I had resolved to celebrate our anniversary here, because the proprietors had rescued me the previous week when my scooter had given out due to damp electrics and left me about half way from, and half an hour late for, a business meeting at Logic plumbing and heating firm’s head quarters on Appleby’s Cross Croft Industrial Estate. My mobile was at home on my charger, my bike’s electrics didn’t want to play their part and I was sodden and feeling dispirited .

These good folk helped me out without blinking and whilst doing so, I saw the New Inn’s charming tap room. Good reasons to return.

In conversation with Sandra and Daniel it emerged that their first year at The New Inn has been quite a memorable one, but the recession and rainy summer has not made it particularly easy.

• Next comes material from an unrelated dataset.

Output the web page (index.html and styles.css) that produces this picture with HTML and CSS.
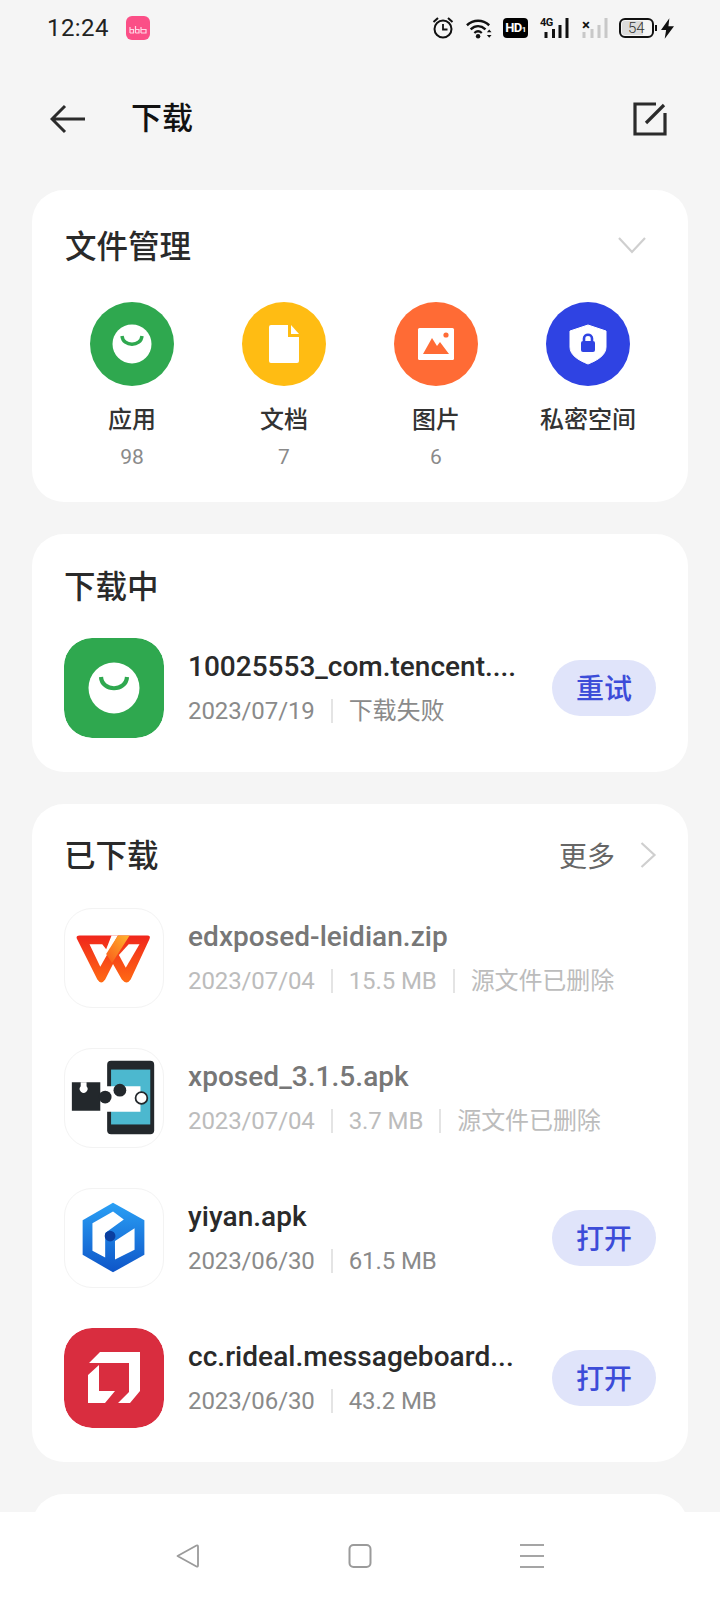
FILE: index.html
```html
<!DOCTYPE html>
<html lang="zh">
<head>
<meta charset="utf-8">
<title>下载</title>
<link rel="stylesheet" href="styles.css">
</head>
<body>
<div class="app">
  <div class="status">
    <span class="time">12:24</span>
    <svg class="app-badge" viewBox="0 0 24 24"><rect width="24" height="24" rx="6" fill="#fb4f87"/><path d="M4 11v6M4 17h3.5v-3.5H4M9.5 10v7M9.5 17h3.5v-3.5H9.5M15 11v6M15 17h5v-3.5h-5" stroke="#ffd6e4" stroke-width="1.2" fill="none"/></svg>
    <span class="status-gap"></span>
    <svg class="si si-alarm" viewBox="0 0 22 22"><circle cx="11" cy="12" r="8.5" fill="none" stroke="#111" stroke-width="2"/><path d="M11 7V12.5H15.5" fill="none" stroke="#111" stroke-width="1.8"/><path d="M1.5 5L6 1M20.5 5L16 1" stroke="#111" stroke-width="2"/></svg>
    <svg class="si si-wifi" viewBox="0 0 28 22"><path d="M1 7.5C8 1 18 1 25 7.5" fill="none" stroke="#111" stroke-width="2.6"/><path d="M5 12C10 7.5 16 7.5 21 12" fill="none" stroke="#111" stroke-width="2.6"/><path d="M9 15.8C11.5 13.5 14.5 13.5 17 15.8" fill="none" stroke="#111" stroke-width="2.4"/><circle cx="13" cy="19.4" r="2.4" fill="#111"/><path d="M22.5 15l2.5-3 2.5 3zM22.5 18l2.5 3 2.5-3z" fill="#111"/></svg>
    <span class="hd">HD<small>1</small></span>
    <span class="signal"><b class="sig-tag">4G</b><svg viewBox="0 0 29 20"><path d="M6 20v-6M13.5 20v-9M20 20v-13M27 20V0" stroke="#111" stroke-width="3"/></svg></span>
    <span class="signal weak"><b class="sig-tag">×</b><svg viewBox="0 0 29 20"><path d="M3 20v-6M11 20v-9M18 20v-13M25 20V0" stroke="#c8c8c8" stroke-width="3"/></svg></span>
    <span class="battery"><span class="batt-fill">54</span></span>
    <svg class="si si-bolt" viewBox="0 0 14 22"><path d="M9 0L0 12.5H5.5L4 22L14 8.5H8z" fill="#111"/></svg>
  </div>

  <header class="topbar">
    <svg class="back" viewBox="0 0 36 30"><path d="M35 15H2M15 2L2 15L15 28" fill="none" stroke="#2b2b2b" stroke-width="3"/></svg>
    <h1>下载</h1>
    <svg class="edit" viewBox="0 0 34 34"><path d="M23 2H2V32H32V11" fill="none" stroke="#2b2b2b" stroke-width="3.2"/><path d="M13 21L31 3" fill="none" stroke="#2b2b2b" stroke-width="3.2"/></svg>
  </header>

  <main class="content">
    <section class="card card-files">
      <div class="card-head">
        <h2>文件管理</h2>
        <svg class="chev-down" viewBox="0 0 30 20"><path d="M2 3L15 17L28 3" fill="none" stroke="#cfcfcf" stroke-width="2.2"/></svg>
      </div>
      <div class="cats">
        <div class="cat">
          <div class="disc green"><svg viewBox="0 0 84 84"><circle cx="42" cy="42" r="19.5" fill="#fff"/><path d="M32 34C33 45 51 45 52 34" fill="none" stroke="#2fa84f" stroke-width="3.4"/></svg></div>
          <div class="cat-name">应用</div>
          <div class="cat-num">98</div>
        </div>
        <div class="cat">
          <div class="disc yellow"><svg viewBox="0 0 84 84"><path d="M27 25a2 2 0 0 1 2-2H46V35H57V59a2 2 0 0 1-2 2H29a2 2 0 0 1-2-2z" fill="#fff"/><path d="M49 23L57 32H49z" fill="#fff"/></svg></div>
          <div class="cat-name">文档</div>
          <div class="cat-num">7</div>
        </div>
        <div class="cat">
          <div class="disc orange"><svg viewBox="0 0 84 84"><rect x="24" y="26" width="36" height="32" rx="1.5" fill="#fff"/><path d="M29 52L38 36L43 44L46 40L55 52z" fill="#ff6b35"/><circle cx="52" cy="33" r="2.6" fill="#ff6b35"/></svg></div>
          <div class="cat-name">图片</div>
          <div class="cat-num">6</div>
        </div>
        <div class="cat">
          <div class="disc blue"><svg viewBox="0 0 84 84"><path d="M42 23L60 29V45C60 53 52 58 42 62C32 58 24 53 24 45V29z" fill="#fff" stroke="#fff" stroke-width="1" stroke-linejoin="round"/><rect x="35" y="39" width="14" height="11" rx="2" fill="#2f43e3"/><path d="M38 39V36.5C38 31.5 46 31.5 46 36.5V39" fill="none" stroke="#2f43e3" stroke-width="2.6"/></svg></div>
          <div class="cat-name">私密空间</div>
          <div class="cat-num">&nbsp;</div>
        </div>
      </div>
    </section>

    <section class="card card-active">
      <div class="card-head"><h2>下载中</h2></div>
      <div class="row">
        <svg class="tile" viewBox="0 0 100 100"><rect width="100" height="100" rx="28" fill="#2fa84f"/><circle cx="50" cy="50" r="25.5" fill="#fff"/><path d="M37 39C38 54 62 54 63 39" fill="none" stroke="#2fa84f" stroke-width="4.2"/></svg>
        <div class="info">
          <div class="name digits">10025553_com.tencent....</div>
          <div class="meta"><span>2023/07/19</span><i></i><span>下载失败</span></div>
        </div>
        <button class="pill">重试</button>
      </div>
    </section>

    <section class="card card-done">
      <div class="card-head">
        <h2>已下载</h2>
        <div class="more"><span>更多</span><svg viewBox="0 0 18 28"><path d="M2.5 2L15.5 14L2.5 26" fill="none" stroke="#cfcfcf" stroke-width="2.2"/></svg></div>
      </div>
      <div class="list">
        <div class="row gone">
          <svg class="tile framed" viewBox="0 0 100 100">
            <defs>
              <linearGradient id="wg" x1="0" y1="0" x2="0" y2="1"><stop offset="0" stop-color="#f0261c"/><stop offset="1" stop-color="#ff6a13"/></linearGradient>
              <linearGradient id="wd" x1="1" y1="0" x2="0" y2="1"><stop offset="0" stop-color="#ffb52e"/><stop offset="1" stop-color="#f9591a"/></linearGradient>
            </defs>
            <path d="M12 30Q11 27 15 27H84Q88 27 86 31L67 72Q63 78 58 72L49 56L41 72Q37 78 33 72Z" fill="url(#wg)"/>
            <path d="M25 36H38L42 41L47.5 27H54L36 59Z" fill="#fff"/>
            <path d="M76 36H65L55 47L62 60Z" fill="#fff"/>
            <path d="M54 27H66L48 55L42 46Z" fill="url(#wd)"/>
          </svg>
          <div class="info">
            <div class="name">edxposed-leidian.zip</div>
            <div class="meta"><span>2023/07/04</span><i></i><span>15.5 MB</span><i></i><span>源文件已删除</span></div>
          </div>
        </div>
        <div class="row gone">
          <svg class="tile framed" viewBox="0 0 100 100">
            <rect x="43" y="12" width="48" height="75" rx="4" fill="#23282c"/>
            <rect x="47" y="21" width="40" height="56" fill="#4cb8cf"/>
            <path d="M40 38H77V64H40z" fill="#fff"/>
            <circle cx="78" cy="50" r="6" fill="#fff" stroke="#23282c" stroke-width="1.8"/>
            <circle cx="56" cy="42" r="6.5" fill="#23282c"/>
            <path d="M7 34H36V63H7z" fill="#23282c"/>
            <path d="M16 34H22V38A4 4 0 1 1 16 38z" fill="#fff"/>
            <circle cx="41" cy="49" r="6.5" fill="#23282c"/>
          </svg>
          <div class="info">
            <div class="name">xposed_3.1.5.apk</div>
            <div class="meta"><span>2023/07/04</span><i></i><span>3.7 MB</span><i></i><span>源文件已删除</span></div>
          </div>
        </div>
        <div class="row">
          <svg class="tile framed" viewBox="0 0 100 100">
            <defs><linearGradient id="yg" x1="0" y1="0" x2="0" y2="1"><stop offset="0" stop-color="#2aa0f5"/><stop offset="1" stop-color="#0e55c8"/></linearGradient></defs>
            <path d="M49 14L81 32V67L49 85L18 67V32z" fill="url(#yg)"/>
            <path d="M28 35L49 23L60 31L41 45V70L28 63z" fill="#fff"/>
            <path d="M51 53L71 40V62L51 72z" fill="#fff"/>
            <circle cx="46" cy="48" r="5.5" fill="#0b3f9f"/>
          </svg>
          <div class="info">
            <div class="name">yiyan.apk</div>
            <div class="meta"><span>2023/06/30</span><i></i><span>61.5 MB</span></div>
          </div>
          <button class="pill">打开</button>
        </div>
        <div class="row">
          <svg class="tile" viewBox="0 0 100 100"><rect width="100" height="100" rx="28" fill="#d92d3f"/>
            <path d="M36 24H76V63L66 75H54L65 64V35H25z" fill="#fff"/>
            <path d="M24 47L35 37V63H51L41 75H24z" fill="#fff"/>
          </svg>
          <div class="info">
            <div class="name">cc.rideal.messageboard...</div>
            <div class="meta"><span>2023/06/30</span><i></i><span>43.2 MB</span></div>
          </div>
          <button class="pill">打开</button>
        </div>
      </div>
    </section>

    <section class="card card-next"></section>
  </main>

  <nav class="navbar">
    <svg viewBox="0 0 24 24"><path d="M1.5 12L20.5 1.5C21.5 1 22 1.5 22 2.5V21.5C22 22.5 21.5 23 20.5 22.5z" fill="none" stroke="#9b9b9b" stroke-width="1.8" stroke-linejoin="round"/></svg>
    <svg viewBox="0 0 24 24"><rect x="1.5" y="1" width="21" height="22" rx="4" fill="none" stroke="#9b9b9b" stroke-width="2"/></svg>
    <svg viewBox="0 0 24 24"><path d="M0 1H24M0 12H24M0 23H24" stroke="#a5a5a5" stroke-width="2"/></svg>
  </nav>
</div>
</body>
</html>
```
FILE: styles.css
```css
* { box-sizing: border-box; }
html, body { margin: 0; padding: 0; }
body {
  width: 720px;
  height: 1600px;
  overflow: hidden;
  background: #f5f5f5;
  font-family: Roboto, "Noto Sans CJK SC", sans-serif;
  color: #222;
}
.app { display: flex; flex-direction: column; height: 1600px; }

.status {
  display: flex;
  align-items: center;
  height: 56px;
  padding: 0 46px 0 47px;
  flex: none;
}
.time { font-size: 24px; font-weight: 400; color: #222; letter-spacing: 0.4px; }
.app-badge { width: 24px; height: 24px; margin-left: 17px; }
.status-gap { flex: 1; }
.si { flex: none; display: block; }
.si-alarm { width: 22px; height: 22px; margin-right: 12px; }
.si-wifi { width: 26px; height: 21px; margin-right: 11px; }
.si-bolt { width: 13px; height: 21px; margin-left: 7px; }
.hd {
  width: 25px; height: 20px; border-radius: 4px; background: #000; color: #fff;
  font-size: 13px; font-weight: 700; line-height: 20px; text-align: center;
  margin-right: 12px; letter-spacing: -0.5px;
}
.hd small { font-size: 8px; }
.signal { position: relative; display: block; width: 29px; height: 20px; margin-right: 12px; }
.signal svg { display: block; width: 29px; height: 20px; }
.sig-tag { position: absolute; left: 0; top: -1px; font-size: 11px; font-weight: 700; color: #111; line-height: 12px; letter-spacing: -0.6px; }
.signal.weak .sig-tag { font-size: 15px; top: 1px; left: 1px; }
.signal.weak { margin-right: 9px; }
.battery {
  position: relative;
  width: 35px; height: 20px; border: 2px solid #111; border-radius: 6px;
  display: flex; align-items: center; padding: 1px;
}
.battery::after {
  content: ""; position: absolute; right: -5px; top: 5px; width: 2px; height: 6px; background: #111;
}
.batt-fill {
  display: block; width: 21px; height: 14px; background: #dcdcdc; border-radius: 3px 0 0 3px;
  font-size: 15px; line-height: 14px; text-align: left; color: #333; padding-left: 6px; white-space: nowrap; font-weight: 300;
}

.topbar {
  display: flex;
  align-items: center;
  height: 126px;
  padding: 0 53px 0 50px;
  flex: none;
}
.back { width: 36px; height: 30px; flex: none; }
.topbar h1 { margin: 0 0 0 45px; flex: 1; font-size: 31px; font-weight: 500; color: #111; line-height: 40px; }
.edit { width: 34px; height: 34px; flex: none; }

.content {
  flex: 1;
  min-height: 0;
  overflow: hidden;
  display: flex;
  flex-direction: column;
  gap: 32px;
  padding: 8px 32px 0;
}
.card { background: #fff; border-radius: 32px; flex: none; }
.card-head {
  display: flex;
  align-items: center;
  justify-content: space-between;
  height: 40px;
}
h2 { margin: 0; font-size: 31.5px; font-weight: 500; color: #2a2a2a; line-height: 40px; }

.card-files { height: 312px; padding: 38px 32px 0 33px; }
.chev-down { width: 30px; height: 20px; margin: -6px 9px 0 0; }
.cats { display: grid; grid-template-columns: repeat(4, 152px); margin: 34px 0 0 -9px; }
.cat { display: flex; flex-direction: column; align-items: center; }
.disc { width: 84px; height: 84px; border-radius: 50%; }
.disc svg { display: block; width: 84px; height: 84px; }
.green { background: #2fa84f; }
.yellow { background: #ffbc13; }
.orange { background: #ff6b35; }
.blue { background: #2f43e3; }
.cat-name { margin-top: 18px; font-size: 24px; line-height: 32px; font-weight: 500; color: #333; white-space: nowrap; }
.cat-num { margin-top: 8px; font-size: 21px; line-height: 26px; color: #8a8a8a; font-weight: 400; }

.card-active { height: 238px; padding: 34px 32px 0; }
.row { display: flex; align-items: center; height: 100px; }
.card-active .row { margin-top: 30px; }
.tile { width: 100px; height: 100px; flex: none; border-radius: 28px; }
.tile.framed { border: 1px solid #f3f3f3; }
.info { flex: 1; min-width: 0; margin-left: 24px; }
.name { font-size: 28px; font-weight: 500; line-height: 36px; color: #2a2a2a; white-space: nowrap; letter-spacing: 0.05px; }
.name.digits { letter-spacing: 0; }
.meta { display: flex; align-items: center; margin-top: 10px; font-size: 24px; line-height: 32px; color: #8a8a8a; white-space: nowrap; letter-spacing: -0.1px; }
.meta i { display: block; width: 2px; height: 24px; margin: 0 16px; background: #e4e4e4; }
.gone .name { color: #777; }
.gone .meta { color: #bcbcbc; }
.pill {
  flex: none; width: 104px; height: 56px; border: 0; border-radius: 28px; background: #e0e4fa;
  color: #3c4cd8; font: 500 28px/60px Roboto, "Noto Sans CJK SC", sans-serif; padding: 0;
}

.card-done { height: 658px; padding: 33px 32px 0; }
.more { display: flex; align-items: center; gap: 24px; font-size: 28px; color: #666; margin-top: -4px; }
.more svg { width: 18px; height: 28px; margin-right: -1px; }
.list { display: flex; flex-direction: column; gap: 40px; margin-top: 31px; }

.card-next { height: 120px; }

.navbar {
  flex: none;
  height: 88px;
  background: #fff;
  display: flex;
  justify-content: center;
  gap: 148px;
  padding-top: 32px;
}
.navbar svg { width: 24px; height: 24px; display: block; }
```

The New Inn's cream of mushroom soup

The New Inn’s fine cream of mushroom soup

Helping others has been a recurrent theme apparently. In addition to assisting me, Daniel has helped people in a car accident, saved a donkey, lots of sheep and even helped an exhausted cow from the river.

He’s a good Samaritan as well as a good chef! This is a hostelry in the traditional sense and well worthy of patronage, especially midweek at this time of year, when things are a bit on the quiet side.